Je suis le pain de la vie.
« Amen, amen, je vous le dis : il a la vie éternelle, celui qui croit. Moi, je suis le pain de la vie. Moi, je suis le pain vivant, qui est descendu du ciel: si quelqu’un mange de ce pain, il vivra éternellement. Le pain que je donnerai, c’est ma chair, donnée pour la vie du monde ».
Au cours de son dialogue avec les membres de la synagogue de Capharnaüm, Jésus dévoile pas à pas le mystère eucharistique. Le chapitre 6 de saint Jean est comme un grand parcours de foi ascendant : en partant du miracle des pains, le Christ prépare progressivement ses auditeurs – nous-mêmes – à découvrir toute la profondeur du mystère eucharistique. De manière très pédagogique il dirige peu à peu notre regard vers les profondeurs du Sacrement d’amour, vers le Sacrement de sa présence réelle.
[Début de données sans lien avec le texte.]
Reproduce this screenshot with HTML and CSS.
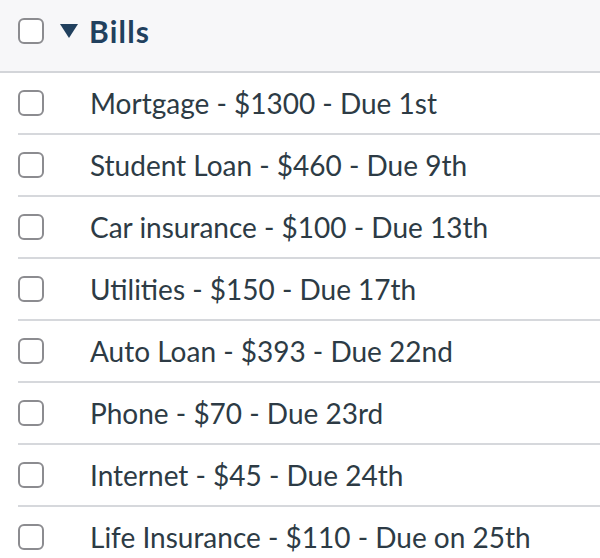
FILE: index.html
```html
<!DOCTYPE html>
<html>
<head>
<meta charset="utf-8">
<link rel="stylesheet" href="styles.css">
</head>
<body>
<div class="list">
  <div class="header">
    <span class="box"></span>
    <span class="caret"></span>
    <span class="title">Bills</span>
  </div>
  <div class="items">
    <div class="item"><span class="box"></span><span class="label">Mortgage - $1300 - Due 1st</span></div>
    <div class="item"><span class="box"></span><span class="label">Student Loan - $460 - Due 9th</span></div>
    <div class="item"><span class="box"></span><span class="label">Car insurance - $100 - Due 13th</span></div>
    <div class="item"><span class="box"></span><span class="label">Utilities - $150 - Due 17th</span></div>
    <div class="item"><span class="box"></span><span class="label">Auto Loan - $393 - Due 22nd</span></div>
    <div class="item"><span class="box"></span><span class="label">Phone - $70 - Due 23rd</span></div>
    <div class="item"><span class="box"></span><span class="label">Internet - $45 - Due 24th</span></div>
    <div class="item"><span class="box"></span><span class="label">Life Insurance - $110 - Due on 25th</span></div>
  </div>
</div>
</body>
</html>
```
FILE: styles.css
```css
html, body {
  margin: 0;
  padding: 0;
  background: #ffffff;
}
body {
  width: 600px;
  height: 558px;
  overflow: hidden;
  font-family: Lato, "Liberation Sans", sans-serif;
}
.header {
  height: 62px;
  padding-bottom: 9px;
  background: #f7f7f9;
  border-bottom: 2px solid #d3d5d9;
  display: flex;
  align-items: center;
  padding-left: 18px;
}
.box {
  width: 26px;
  height: 26px;
  box-sizing: border-box;
  border: 2px solid #8c8c90;
  border-radius: 6px;
  background: #ffffff;
  flex: none;
}
.caret {
  width: 0;
  height: 0;
  border-left: 9.5px solid transparent;
  border-right: 9.5px solid transparent;
  border-top: 14px solid #21405e;
  margin-left: 16px;
}
.title {
  margin-left: 11px;
  font-size: 30px;
  font-weight: 700;
  letter-spacing: 1.2px;
  color: #21405e;
}
.items {
  padding-left: 18px;
}
.item {
  height: 60px;
  border-bottom: 2px solid #d6d8dc;
  display: flex;
  align-items: center;
}
.label {
  margin-left: 46px;
  font-size: 28px;
  color: #2d3b45;
}
```
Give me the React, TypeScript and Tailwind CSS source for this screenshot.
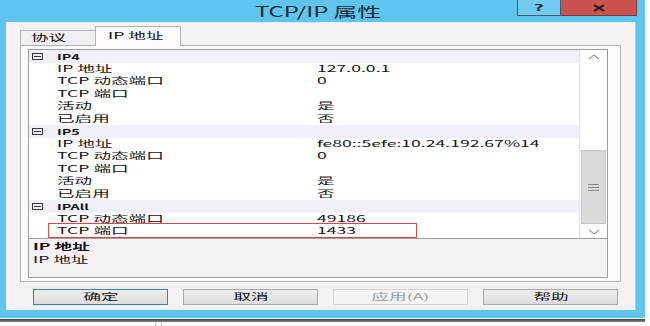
import type { ReactNode } from 'react';

const FONT = '"Noto Sans CJK SC", "Noto Sans", sans-serif';

type Row = { cat?: string; name?: string; value?: string; marked?: boolean };

const ROWS: Row[] = [
    { cat: 'IP4' },
    { name: 'IP 地址', value: '127.0.0.1' },
    { name: 'TCP 动态端口', value: '0' },
    { name: 'TCP 端口', value: '' },
    { name: '活动', value: '是' },
    { name: '已启用', value: '否' },
    { cat: 'IP5' },
    { name: 'IP 地址', value: 'fe80::5efe:10.24.192.67%14' },
    { name: 'TCP 动态端口', value: '0' },
    { name: 'TCP 端口', value: '' },
    { name: '活动', value: '是' },
    { name: '已启用', value: '否' },
    { cat: 'IPAll' },
    { name: 'TCP 动态端口', value: '49186' },
    { name: 'TCP 端口', value: '1433', marked: true },
];

// the screenshot is stretched sideways and squashed a little, so text is scaled to match
function Wide({ children, center }: { children: ReactNode; center?: boolean }) {
    return (
        <span
            className={`inline-block whitespace-nowrap scale-x-[1.76] scale-y-[0.86] ${
                center ? 'origin-center' : 'origin-left'
            }`}
        >
            {children}
        </span>
    );
}

function Chevron({ up }: { up?: boolean }) {
    return (
        <svg width="12" height="6" viewBox="0 0 12 6" className="text-[#6f6f6f]">
            <polyline
                points={up ? '1,5 6,1 11,5' : '1,1 6,5 11,1'}
                fill="none"
                stroke="currentColor"
                strokeWidth="1"
            />
        </svg>
    );
}

function Button({ label, primary, disabled }: { label: string; primary?: boolean; disabled?: boolean }) {
    return (
        <div
            className={`w-[135px] h-[16px] flex items-center justify-center border text-[10px] leading-none ${
                primary
                    ? 'border-[#3f80b4] bg-gradient-to-b from-[#eeeeee] to-[#dddddd] text-[#111]'
                    : disabled
                      ? 'border-[#d3d3d3] bg-[#f4f4f4] text-[#9c9c9c]'
                      : 'border-[#a9a9a9] bg-gradient-to-b from-[#eeeeee] to-[#dcdcdc] text-[#111]'
            }`}
        >
            <Wide center>{label}</Wide>
        </div>
    );
}

export default function App() {
    return (
        <div className="w-[650px] h-[326px] bg-white overflow-hidden" style={{ fontFamily: FONT }}>
            <div className="w-[645px] h-[318px] bg-[#5fc5ee] flex flex-col">
                {/* Title bar */}
                <div className="h-[22px] flex items-start shrink-0">
                    <div className="pl-[255px] h-[22px] flex items-center text-[14px] text-[#1b2a33]">
                        <span className="inline-block whitespace-nowrap origin-left scale-x-[1.7]">TCP/IP 属性</span>
                    </div>
                    <div className="ml-auto mr-[8px] flex">
                        <div className="w-[44px] h-[16px] border-x border-b border-[#4a5a64] bg-[#6fcbf0] flex items-center justify-center text-[11px] font-bold text-[#1a1a1a] leading-none">
                            <Wide center>?</Wide>
                        </div>
                        <div className="w-[76px] h-[16px] border-b border-r border-[#7a3a38] bg-[#c9524f] flex items-center justify-center">
                            <svg width="14" height="8" viewBox="0 0 14 8">
                                <path d="M2 1 L12 7 M12 1 L2 7" stroke="#1a1a1a" strokeWidth="2" />
                            </svg>
                        </div>
                    </div>
                </div>

                {/* Client area */}
                <div className="flex-1 ml-[6px] mr-[9px] mb-[8px] bg-[#f4f2f5] border-r border-[#b8c7d0] px-[14px] pt-[4px] flex flex-col">
                    {/* Tabs */}
                    <div className="h-[19px] flex items-end shrink-0">
                        <div className="w-[75px] h-[15px] border-l border-t border-[#b4b4b4] bg-[#f0eff1] pl-[10px] text-[10px] leading-[14px] text-[#111]">
                            <Wide>协议</Wide>
                        </div>
                        <div className="relative z-10 -mb-px w-[86px] h-[20px] border-x border-t border-[#b4b4b4] bg-[#fafafa] pl-[12px] pt-[2px] text-[10px] leading-[14px] text-[#111]">
                            <Wide>IP 地址</Wide>
                        </div>
                    </div>

                    {/* Tab pane */}
                    <div className="h-[237px] border border-[#b4b4b4] bg-[#fafafa] pl-[7px] pr-[12px] pt-[3px] pb-[3px] flex flex-col">
                        {/* Property grid */}
                        <div className="h-[190px] border border-[#9d9d9d] bg-white flex">
                            <div className="flex-1 flex flex-col text-[10px] text-[#141414]">
                                {ROWS.map((row, i) =>
                                    row.cat ? (
                                        <div key={i} className="h-[12.5px] flex items-center bg-[#eff0f8] leading-none">
                                            <div className="w-[28px] pl-[3px] flex items-center">
                                                <div className="w-[11px] h-[7px] border border-[#3a3a3a] flex items-center justify-center">
                                                    <div className="w-[7px] h-px bg-[#3a3a3a]" />
                                                </div>
                                            </div>
                                            <span className="inline-block whitespace-nowrap origin-left scale-x-[1.6] scale-y-[0.9] font-bold text-[9px]">
                                                {row.cat}
                                            </span>
                                        </div>
                                    ) : (
                                        <div key={i} className="relative h-[12.5px] flex items-center leading-none">
                                            <div className="w-[288px] pl-[28px] shrink-0">
                                                <Wide>{row.name}</Wide>
                                            </div>
                                            <div>
                                                <Wide>{row.value}</Wide>
                                            </div>
                                            {row.marked && (
                                                <div className="absolute -top-[2px] left-[19px] w-[369px] h-[15px] border-[1.5px] border-[#d34a48]" />
                                            )}
                                        </div>
                                    ),
                                )}
                            </div>
                            {/* Scrollbar */}
                            <div className="w-[28px] border-l border-[#e4e4e4] bg-white flex flex-col shrink-0">
                                <div className="h-[13px] flex items-center justify-center">
                                    <Chevron up />
                                </div>
                                <div className="h-[87px]" />
                                <div className="h-[74px] mx-px bg-[#dadada] border border-[#c6c6c6] flex flex-col items-center justify-center gap-[2px]">
                                    <div className="w-[11px] h-px bg-[#8a8a8a]" />
                                    <div className="w-[11px] h-px bg-[#8a8a8a]" />
                                    <div className="w-[11px] h-px bg-[#8a8a8a]" />
                                </div>
                                <div className="flex-1" />
                                <div className="h-[13px] flex items-center justify-center">
                                    <Chevron />
                                </div>
                            </div>
                        </div>

                        {/* Description */}
                        <div className="flex-1 border-x border-b border-[#9d9d9d] bg-[#f4f2f5] px-[4px] pt-[1px] text-[10px] leading-[13px] text-[#141414]">
                            <div className="font-bold">
                                <Wide>IP 地址</Wide>
                            </div>
                            <div>
                                <Wide>IP 地址</Wide>
                            </div>
                        </div>
                    </div>

                    {/* Buttons */}
                    <div className="mt-[7px] ml-[13px] flex gap-[15px]">
                        <Button label="确定" primary />
                        <Button label="取消" />
                        <Button label="应用(A)" disabled />
                        <Button label="帮助" />
                    </div>
                </div>
            </div>
            <div className="mt-px w-[645px] h-[3px] bg-gradient-to-b from-[#3c3c3c] to-[#8a8a8a]" />
            <div className="ml-[155px] w-[7px] h-[4px] border-x border-[#bdbdbd]" />
        </div>
    );
}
Rappelons brièvement l’enseignement du Catéchisme de l’Eglise sur l’Eucharistie, Corps du Christ, notre Pain de Vie :
« Le mode de présence du Christ sous les espèces eucharistiques est unique. Il élève l’Eucharistie au-dessus de tous les sacrements et en fait « comme la perfection de la vie spirituelle et la fin à laquelle tendent tous les sacrements » (Saint Thomas d’Aquin, s. th. 3, 73, 3). Dans le très saint sacrement de l’Eucharistie sont » contenus vraiment, réellement et substantiellement le Corps et le Sang conjointement avec l’âme et la divinité de notre Seigneur Jésus-Christ, et, par conséquent, le Christ tout entier » (Cc Trente : DS 1651) » Cette présence, on la nomme ‘réelle’, non à titre exclusif, comme si les autres présences n’étaient pas ‘réelles’, mais par excellence parce qu’elle est substantielle, et que par elle le Christ, Dieu et homme, se rend présent tout entier » (MF 39). C’est par la conversion du pain et du vin au Corps et au Sang du Christ que le Christ devient présent en ce sacrement. Le Concile de Trente résume la foi catholique en déclarant : » Parce que le Christ, notre Rédempteur, a dit que ce qu’il offrait sous l’espèce du pain était vraiment son Corps, on a toujours eu dans l’Eglise cette conviction, que déclare le saint Concile de nouveau : par la consécration du pain et du vin s’opère le changement de toute la substance du pain en la substance du Corps du Christ notre Seigneur et de toute la substance du vin en la substance de son Sang ; ce changement, l’Eglise catholique l’a justement et exactement appelé transsubstantiation » (DS 1642). La présence eucharistique du Christ commence au moment de la consécration et dure aussi longtemps que les espèces eucharistiques subsistent. Le Christ est tout entier présent dans chacune des espèces et tout entier dans chacune de leurs parties, de sorte que la fraction du pain ne divise pas le Christ (cf. Cc. Trente : DS 1641) ».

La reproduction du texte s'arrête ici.